■ **Written task**
Examine the material below and count the lines that hold the word "index". Report only the number.

■ **Dataset excerpt**

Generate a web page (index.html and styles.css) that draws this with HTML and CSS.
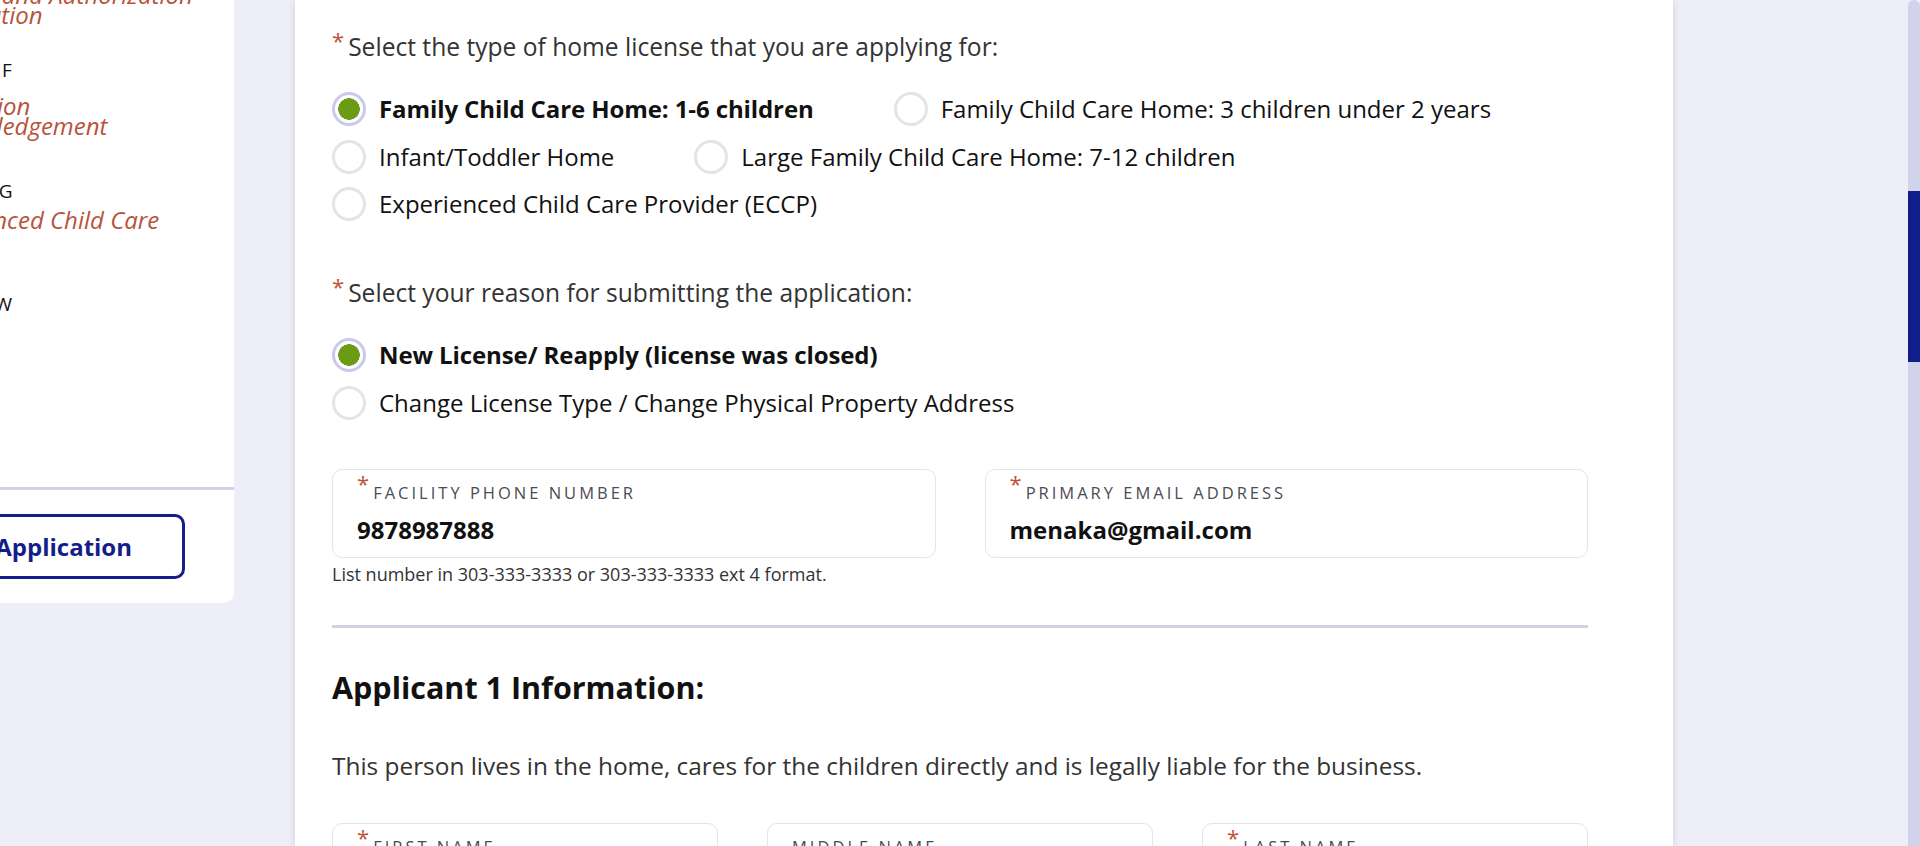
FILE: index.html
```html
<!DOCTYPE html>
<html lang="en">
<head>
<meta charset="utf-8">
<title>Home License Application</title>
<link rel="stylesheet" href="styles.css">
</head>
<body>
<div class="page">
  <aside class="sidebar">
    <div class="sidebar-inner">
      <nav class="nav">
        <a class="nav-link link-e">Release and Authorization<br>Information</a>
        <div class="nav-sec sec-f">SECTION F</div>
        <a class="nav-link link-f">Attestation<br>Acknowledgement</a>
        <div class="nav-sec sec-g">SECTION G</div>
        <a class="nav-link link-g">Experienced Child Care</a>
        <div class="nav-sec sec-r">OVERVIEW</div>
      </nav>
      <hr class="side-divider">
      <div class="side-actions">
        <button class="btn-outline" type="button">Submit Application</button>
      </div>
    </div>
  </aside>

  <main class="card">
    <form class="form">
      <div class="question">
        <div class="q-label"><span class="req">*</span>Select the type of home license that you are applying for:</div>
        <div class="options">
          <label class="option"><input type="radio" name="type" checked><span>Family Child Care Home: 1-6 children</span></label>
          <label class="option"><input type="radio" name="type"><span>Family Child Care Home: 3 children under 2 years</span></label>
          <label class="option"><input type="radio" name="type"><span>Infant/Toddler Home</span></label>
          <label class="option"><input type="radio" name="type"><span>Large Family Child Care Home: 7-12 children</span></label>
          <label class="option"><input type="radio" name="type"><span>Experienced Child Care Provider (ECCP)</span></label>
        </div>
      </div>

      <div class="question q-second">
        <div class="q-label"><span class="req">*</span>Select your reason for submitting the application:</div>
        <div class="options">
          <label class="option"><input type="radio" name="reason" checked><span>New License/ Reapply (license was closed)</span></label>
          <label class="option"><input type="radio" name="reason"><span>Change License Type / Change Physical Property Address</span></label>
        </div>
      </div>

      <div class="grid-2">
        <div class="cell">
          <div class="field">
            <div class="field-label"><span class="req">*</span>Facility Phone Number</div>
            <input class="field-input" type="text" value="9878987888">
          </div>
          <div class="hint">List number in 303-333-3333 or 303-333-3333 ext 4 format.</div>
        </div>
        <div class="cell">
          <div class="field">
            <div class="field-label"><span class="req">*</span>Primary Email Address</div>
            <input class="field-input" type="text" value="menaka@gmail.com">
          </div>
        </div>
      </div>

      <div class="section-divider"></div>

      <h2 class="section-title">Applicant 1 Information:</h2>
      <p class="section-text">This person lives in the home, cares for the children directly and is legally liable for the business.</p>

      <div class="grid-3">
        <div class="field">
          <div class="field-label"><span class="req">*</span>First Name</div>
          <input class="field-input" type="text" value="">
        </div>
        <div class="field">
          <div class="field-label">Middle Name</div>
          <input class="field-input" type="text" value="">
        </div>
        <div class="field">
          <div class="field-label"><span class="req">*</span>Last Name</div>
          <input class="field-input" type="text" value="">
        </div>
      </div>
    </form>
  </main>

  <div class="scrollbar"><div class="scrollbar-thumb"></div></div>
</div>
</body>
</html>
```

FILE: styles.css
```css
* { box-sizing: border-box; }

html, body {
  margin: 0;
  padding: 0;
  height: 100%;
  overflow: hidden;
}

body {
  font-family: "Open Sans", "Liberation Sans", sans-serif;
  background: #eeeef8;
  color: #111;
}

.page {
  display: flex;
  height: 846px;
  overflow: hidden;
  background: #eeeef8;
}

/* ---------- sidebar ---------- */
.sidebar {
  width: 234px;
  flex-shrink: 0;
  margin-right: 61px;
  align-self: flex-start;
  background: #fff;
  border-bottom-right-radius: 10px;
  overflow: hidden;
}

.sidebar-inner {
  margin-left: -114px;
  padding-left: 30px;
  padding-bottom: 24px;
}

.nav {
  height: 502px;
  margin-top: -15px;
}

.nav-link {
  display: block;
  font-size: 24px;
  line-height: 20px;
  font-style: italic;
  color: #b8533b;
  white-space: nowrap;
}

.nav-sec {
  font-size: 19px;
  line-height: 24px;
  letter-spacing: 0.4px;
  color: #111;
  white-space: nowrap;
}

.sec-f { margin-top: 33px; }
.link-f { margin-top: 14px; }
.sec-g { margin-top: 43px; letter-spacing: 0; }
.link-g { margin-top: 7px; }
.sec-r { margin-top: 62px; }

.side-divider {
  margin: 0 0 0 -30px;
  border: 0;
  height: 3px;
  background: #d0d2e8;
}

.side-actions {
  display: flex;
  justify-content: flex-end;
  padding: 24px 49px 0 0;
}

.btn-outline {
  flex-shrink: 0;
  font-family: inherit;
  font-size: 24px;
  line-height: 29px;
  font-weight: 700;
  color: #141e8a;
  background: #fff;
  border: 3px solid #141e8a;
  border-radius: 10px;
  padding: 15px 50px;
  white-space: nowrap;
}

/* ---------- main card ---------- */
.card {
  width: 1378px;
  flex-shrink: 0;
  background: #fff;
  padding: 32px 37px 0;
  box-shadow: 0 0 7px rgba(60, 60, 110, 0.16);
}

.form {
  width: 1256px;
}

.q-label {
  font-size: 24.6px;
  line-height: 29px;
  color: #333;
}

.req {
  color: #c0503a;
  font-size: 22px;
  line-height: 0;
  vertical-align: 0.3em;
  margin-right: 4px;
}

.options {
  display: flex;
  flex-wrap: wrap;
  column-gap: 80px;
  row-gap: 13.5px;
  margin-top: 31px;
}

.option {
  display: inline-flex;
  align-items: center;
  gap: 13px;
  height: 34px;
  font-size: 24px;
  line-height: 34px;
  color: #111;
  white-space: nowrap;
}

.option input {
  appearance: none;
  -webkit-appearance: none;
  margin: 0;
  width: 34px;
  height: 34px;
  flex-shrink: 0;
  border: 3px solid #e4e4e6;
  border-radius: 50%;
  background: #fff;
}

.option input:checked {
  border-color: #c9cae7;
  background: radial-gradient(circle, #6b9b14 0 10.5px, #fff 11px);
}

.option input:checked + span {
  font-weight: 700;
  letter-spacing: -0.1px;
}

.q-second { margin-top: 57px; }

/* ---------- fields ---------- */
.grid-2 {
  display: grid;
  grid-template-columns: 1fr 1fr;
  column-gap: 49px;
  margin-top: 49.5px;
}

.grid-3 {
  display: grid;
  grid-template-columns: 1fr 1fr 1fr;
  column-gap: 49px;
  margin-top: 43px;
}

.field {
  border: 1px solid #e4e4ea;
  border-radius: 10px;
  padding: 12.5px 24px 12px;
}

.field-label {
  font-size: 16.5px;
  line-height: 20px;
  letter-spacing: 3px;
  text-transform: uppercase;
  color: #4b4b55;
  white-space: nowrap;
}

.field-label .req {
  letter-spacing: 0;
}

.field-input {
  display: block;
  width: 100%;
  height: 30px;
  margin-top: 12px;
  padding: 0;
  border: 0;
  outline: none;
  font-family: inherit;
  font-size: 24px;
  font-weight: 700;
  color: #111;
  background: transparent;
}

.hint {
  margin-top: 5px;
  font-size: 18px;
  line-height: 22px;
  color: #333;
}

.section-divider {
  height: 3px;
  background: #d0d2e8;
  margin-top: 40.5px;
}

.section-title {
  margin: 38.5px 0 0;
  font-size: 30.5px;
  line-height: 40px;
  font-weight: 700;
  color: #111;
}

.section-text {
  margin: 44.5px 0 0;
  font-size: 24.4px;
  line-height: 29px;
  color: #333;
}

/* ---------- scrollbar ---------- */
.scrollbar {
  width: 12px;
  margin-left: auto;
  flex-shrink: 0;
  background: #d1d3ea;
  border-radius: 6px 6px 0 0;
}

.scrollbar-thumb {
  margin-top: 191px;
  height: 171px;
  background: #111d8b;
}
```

■ **Completed task**
2